Likewise, data scientists are rightly tired of inadequate statistical models and badly interpreted findings. But what many of them seem to miss is that this is not a problem of stupidity: it is over-confidence, something data science tends to exhibit. I also sense a bit of frustration that political scientists are still seen as the expert on…politics despite our lack of cutting edge programming skills. This could be solved by closer collaborations between data scientists and subject matter experts, something that is often lacking.
It’s almost like political science and IR have become the Other to our critics, alleviating the need for any deeper reflection. As Kavafy ended his poem: “those people were a kind of solution.”
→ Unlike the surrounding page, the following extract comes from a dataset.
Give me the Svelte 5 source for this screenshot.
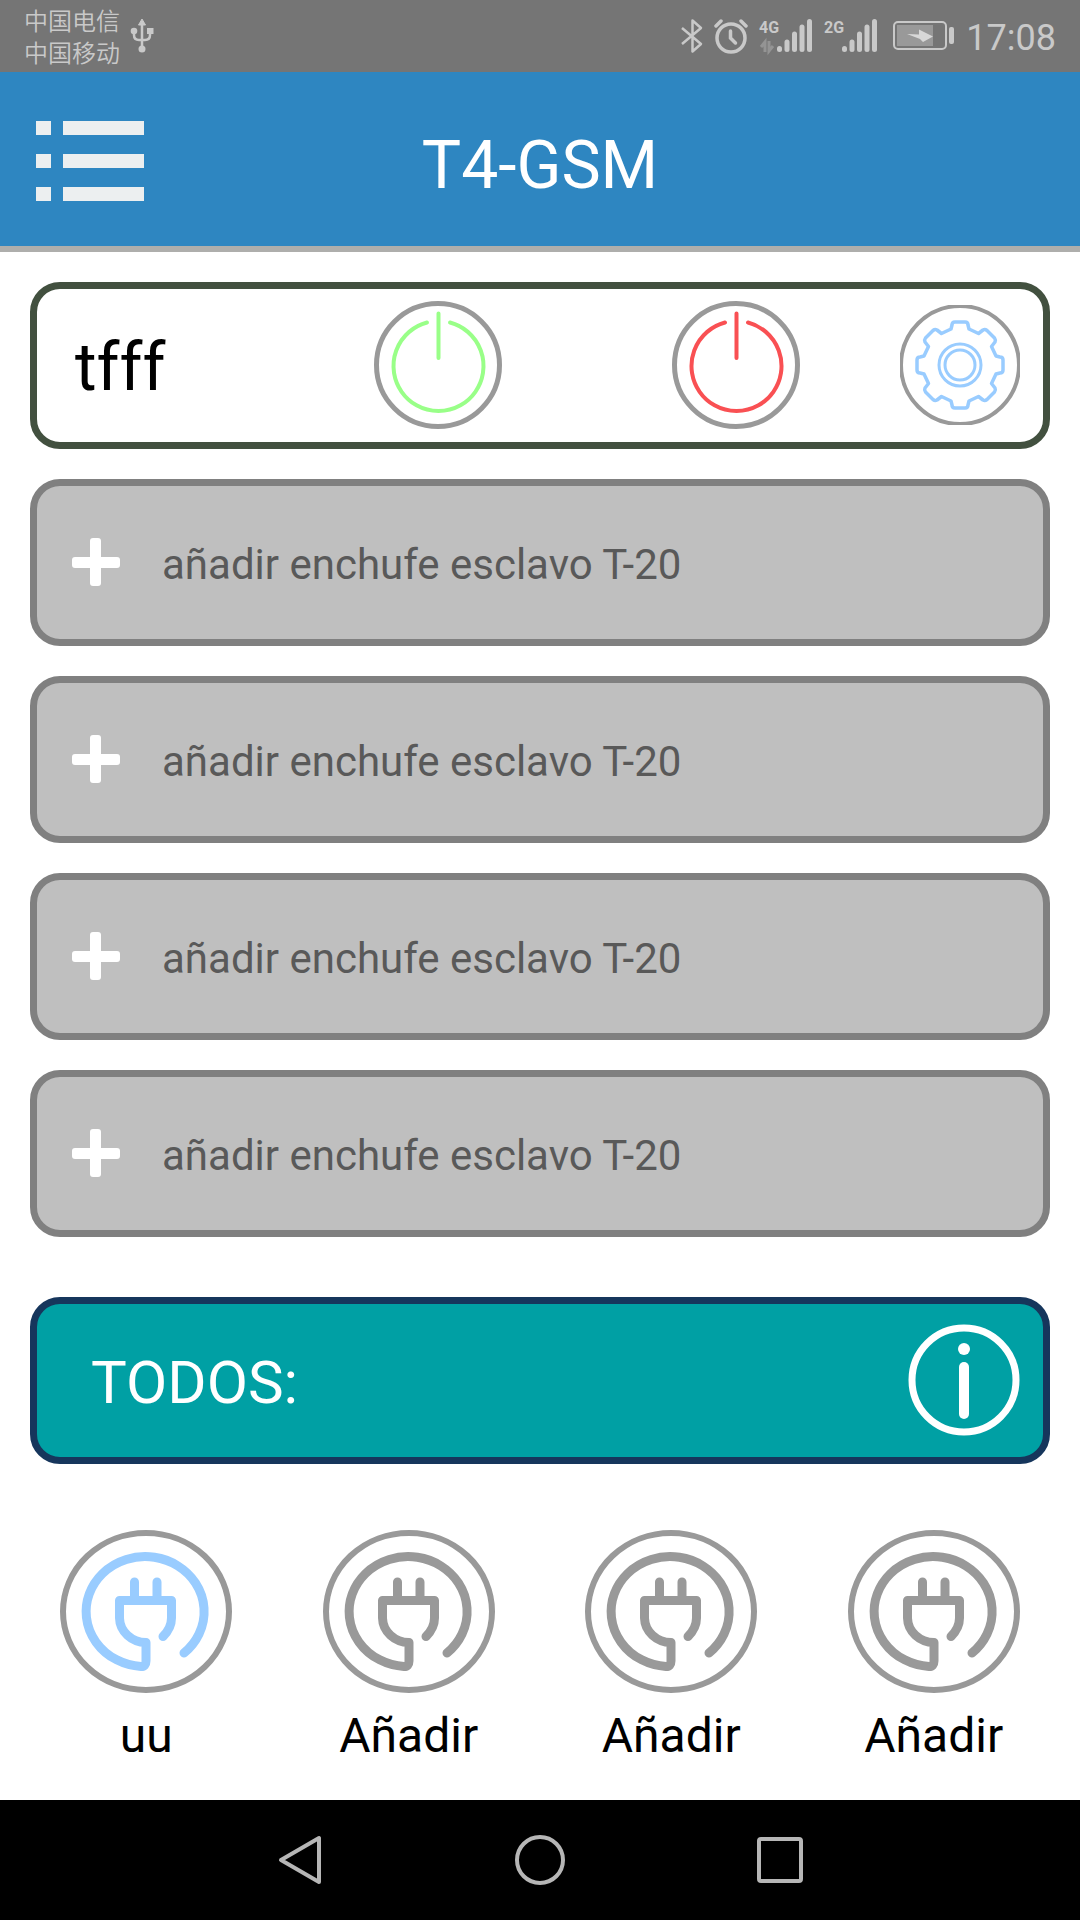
<script>
  let deviceName = $state('tfff');

  const slaves = [1, 2, 3, 4];

  const plugs = [
    { label: 'uu', active: true },
    { label: 'Añadir', active: false },
    { label: 'Añadir', active: false },
    { label: 'Añadir', active: false }
  ];

  // x centre and top of each signal bar
  const bars = [
    [20.5, 32.5],
    [28, 26],
    [35.5, 18],
    [43, 11],
    [50.5, 5.5]
  ];
</script>

{#snippet signal(name, data)}
  <svg class="signal" width="54" height="40" viewBox="0 0 54 40" role="img" aria-label={name}>
    <text x="0" y="17">{name}</text>
    {#if data}
      <path d="M6 36V26L2 31M10 25v10l4-5" fill="none" stroke="#949494" stroke-width="3" />
    {/if}
    {#each bars as [x, top]}
      <path d="M{x} {top}V33.500" stroke="#c9c9c9" stroke-width="5" stroke-linecap="round" />
    {/each}
  </svg>
{/snippet}

{#snippet power(color, label)}
  <button class="icon-btn" aria-label={label}>
    <svg width="128" height="128" viewBox="0 0 128 128" fill="none" stroke-width="4" stroke-linecap="round">
      <circle cx="64" cy="64" r="61.500" stroke="#999" stroke-width="5" />
      <path d="M53 21.500A45 45 0 1 0 76 21.500M64.500 12.500V57" stroke={color} />
    </svg>
  </button>
{/snippet}

<div class="screen">
  <div class="status">
    <div class="carriers">
      <span>中国电信</span>
      <span>中国移动</span>
    </div>
    <svg class="usb" width="24" height="36" viewBox="0 0 24 36" fill="none" stroke="#c9c9c9" stroke-width="2.500">
      <path d="M12 30V5M4 13v4q0 5 5 5h6q5 0 5-5v-4" />
      <path d="M12 1l3.500 6h-7z" fill="#c9c9c9" stroke-width="1" />
      <circle cx="12" cy="31" r="3.500" fill="#c9c9c9" stroke="none" />
      <circle cx="4" cy="13" r="3.300" fill="#c9c9c9" stroke="none" />
      <path d="M17 10h6.500v6H17z" fill="#c9c9c9" stroke="none" />
    </svg>
    <div class="indicators">
      <svg width="22" height="36" viewBox="0 0 22 36" fill="none" stroke="#c9c9c9" stroke-width="2.500" stroke-linejoin="round">
        <path d="M1 10l19 16-8.500 7.500V2.500L20 10 1 26" />
      </svg>
      <svg width="34" height="36" viewBox="0 0 34 36" fill="none" stroke="#c9c9c9" stroke-linecap="round">
        <circle cx="17" cy="20" r="14" stroke-width="3.500" />
        <path d="M16.500 13v7l5 5" stroke-width="3.500" />
        <path d="M2 8l5-5M32 8l-5-5" stroke-width="3.500" />
      </svg>
      {@render signal('4G', true)}
      {@render signal('2G', false)}
      <svg class="battery" width="62" height="30" viewBox="0 0 62 30">
        <rect x="1" y="1" width="52" height="27" rx="4" fill="none" stroke="#c9c9c9" stroke-width="2" />
        <rect x="4" y="4" width="36" height="21" fill="#999" />
        <path d="M14 13l12 0.500v-5l14 7-10 5.500-3-3z" fill="#d8d8d8" />
        <rect x="56" y="6" width="5" height="17" rx="2" fill="#c9c9c9" />
      </svg>
      <time>17:08</time>
    </div>
  </div>

  <header>
    <button class="icon-btn" aria-label="Menú">
      <svg width="108" height="82" viewBox="0 0 108 82" fill="#eceff0">
        {#each [0, 33, 66] as y}
          <rect x="0" {y} width="15" height="14" />
          <rect x="27" {y} width="81" height="14" />
        {/each}
      </svg>
    </button>
    <h1>T4-GSM</h1>
  </header>

  <main>
    <section class="card device">
      <h2>{deviceName}</h2>
      {@render power('#99ff88', 'Encender')}
      {@render power('#f95053', 'Apagar')}
      <button class="icon-btn" aria-label="Ajustes">
        <svg width="120" height="120" viewBox="-60 -60 120 120" fill="none" stroke="#99ccff" stroke-width="3">
          <circle r="59" stroke="#999" stroke-width="4" />
          {#each [0, 90, 180, 270] as angle}
            <path
              transform="rotate({angle})"
              d="M0-43H5Q8-43 8-40L9-36L18.500-31.500L23-35Q25-36 27-34.500L34.500-27Q36-25 35-23L31.500-18.500L36-9L40-8Q43-8 43-5V0"
              stroke-width="3.500"
              stroke-linejoin="round"
            />
          {/each}
          <circle r="21" />
          <circle r="15" />
        </svg>
      </button>
    </section>

    {#each slaves as id (id)}
      <button class="card slave">
        <svg width="48" height="48" viewBox="0 0 48 48" fill="#fff" aria-hidden="true">
          <rect x="18" width="11" height="48" rx="3" />
          <rect y="19" width="48" height="11" rx="3" />
        </svg>
        <span>añadir enchufe esclavo T-20</span>
      </button>
    {/each}

    <section class="card all">
      <h2>TODOS:</h2>
      <button class="icon-btn" aria-label="Información">
        <svg width="112" height="112" viewBox="0 0 112 112" fill="#fff">
          <circle cx="56" cy="56" r="52" fill="none" stroke="#fff" stroke-width="7" />
          <circle cx="56" cy="25" r="6" />
          <rect x="51" y="38" width="10" height="57" rx="5" />
        </svg>
      </button>
    </section>

    <div class="plugs">
      {#each plugs as plug}
        <button class="plug" class:active={plug.active}>
          <svg width="172" height="164" viewBox="0 0 172 164" fill="none" stroke-linecap="round" stroke-linejoin="round" aria-hidden="true">
            <ellipse cx="86" cy="81.500" rx="83" ry="78.500" stroke="#999" stroke-width="6" />
            <path
              d="M124 123A59 55 0 1 0 81 136.500Q86 136.500 86 131V112.500A27 25 0 0 1 59.500 88V70.500H111.500V88Q111.500 98 103 106.500M74.500 70V52M97 70V52"
              stroke="currentColor"
              stroke-width="9"
            />
          </svg>
          <span>{plug.label}</span>
        </button>
      {/each}
    </div>
  </main>

  <nav>
    <button class="icon-btn" aria-label="Atrás">
      <svg width="50" height="50" viewBox="0 0 50 50"><path d="M44 3V47L6 25Z" /></svg>
    </button>
    <button class="icon-btn" aria-label="Inicio">
      <svg width="50" height="50" viewBox="0 0 50 50"><circle cx="25" cy="25" r="23" /></svg>
    </button>
    <button class="icon-btn" aria-label="Recientes">
      <svg width="50" height="50" viewBox="0 0 50 50"><rect x="4" y="4" width="42" height="42" rx="2" /></svg>
    </button>
  </nav>
</div>

<style>
  :global(body) {
    margin: 0;
    background: #fff;
  }

  .screen {
    display: flex;
    flex-direction: column;
    min-height: 100vh;
    font-family: Roboto, "Noto Sans CJK SC", sans-serif;
    color: #000;
  }

  button {
    padding: 0;
    border: none;
    background: none;
    font: inherit;
    color: inherit;
    cursor: pointer;
  }

  svg {
    display: block;
    flex: none;
  }

  h1,
  h2 {
    margin: 0;
    font-weight: 400;
  }

  .icon-btn {
    display: flex;
    justify-content: center;
  }

  /* system status bar */
  .status {
    display: flex;
    align-items: center;
    height: 72px;
    padding: 0 24px;
    background: #757575;
    color: #c9c9c9;
  }

  .carriers {
    display: flex;
    flex-direction: column;
    font-family: "Noto Sans CJK SC", sans-serif;
    font-size: 24px;
    font-weight: 350;
    line-height: 32px;
  }

  .usb {
    margin-left: 10px;
  }

  .indicators {
    display: flex;
    align-items: center;
    gap: 11px;
    margin-left: auto;
  }

  .signal text {
    font-size: 16px;
    font-weight: 700;
    fill: #c9c9c9;
  }

  .battery {
    margin-left: 4px;
  }

  time {
    padding-top: 3px;
    font-size: 36px;
  }

  header {
    display: grid;
    grid-template-columns: 1fr auto 1fr;
    align-items: center;
    justify-items: start;
    box-sizing: border-box;
    height: 180px;
    padding: 6px 36px 0;
    background: #2e86c1;
    border-bottom: 6px solid #aeaeac;
    color: #fff;
  }

  h1 {
    padding-top: 6px;
    font-size: 66px;
  }

  main {
    flex: 1;
    display: flex;
    flex-direction: column;
    gap: 30px;
    padding: 30px;
  }

  .card {
    display: flex;
    align-items: center;
    box-sizing: border-box;
    width: 100%;
    height: 167px;
    padding-bottom: 2px;
    border: 7px solid #808080;
    border-radius: 30px;
  }

  .card h2,
  .card span {
    padding-top: 5px;
  }

  .device {
    display: grid;
    grid-template-columns: 30fr 128px 17fr 128px 10fr 120px;
    padding-left: 38px;
    padding-right: 23px;
    border-color: #42503f;
  }

  .device h2 {
    font-size: 66px;
  }

  .device .icon-btn:nth-of-type(2) {
    grid-column: 4;
  }

  .device .icon-btn:nth-of-type(3) {
    grid-column: 6;
  }

  .slave {
    gap: 42px;
    padding-left: 35px;
    padding-right: 35px;
    background: #bfbfbf;
    color: #595959;
    font-size: 42px;
  }

  .all {
    justify-content: space-between;
    margin-top: 30px;
    padding-left: 54px;
    padding-right: 23px;
    border-color: #16365c;
    background: #00a0a4;
    color: #fff;
  }

  .all h2 {
    font-size: 60px;
  }

  .plugs {
    display: grid;
    grid-template-columns: repeat(4, 1fr);
    margin: 36px -15px 0;
  }

  .plug {
    display: flex;
    flex-direction: column;
    align-items: center;
    gap: 14px;
    font-size: 48px;
    line-height: 56px;
  }

  .plug svg {
    color: #999;
  }

  .plug.active svg {
    color: #99ccff;
  }

  nav {
    display: grid;
    grid-template-columns: 3fr repeat(3, 4fr) 3fr;
    align-items: center;
    height: 120px;
    background: #000;
  }

  nav .icon-btn:first-child {
    grid-column: 2;
  }

  nav svg {
    fill: none;
    stroke: #b6b6b6;
    stroke-width: 4px;
    stroke-linejoin: round;
  }
</style>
Interdisciplinary goes both ways
So what should be done?
Well, I am just finishing a fellowship at Edinburgh University’s Institute for Advanced Studies in the Humanities (IASH), which was funded by the Centre for the Study of Islam in the Contemporary World. It includes fellows from across the humanities, as well as the social and natural sciences. Part of the fellowship is a “work in progress” talk, which I gave last week. The empirical subject was my new work using social network analysis to study international religious politics, but the broader theme was my ongoing effort to test concepts from the humanities using quantitative social science methods.
I was unsure about the reaction. I didn’t know if the crowd of humanities scholars would react hostilely to me as an interloper. Instead, it was an incredibly fruitful discussion. There were tough questions and critiques, but they were in the spirit of collaboration and community. They recognized that I valued their disciplines, and they did not see the fact that I drew on theirs and mixed it with others (i.e., my lack of discipline) as a problem.
In this context, interdisciplinary meant each side listened to and learned from the other, rather than one asserting superiority and territoriality. It’d be nice if that attitude spread outside IASH.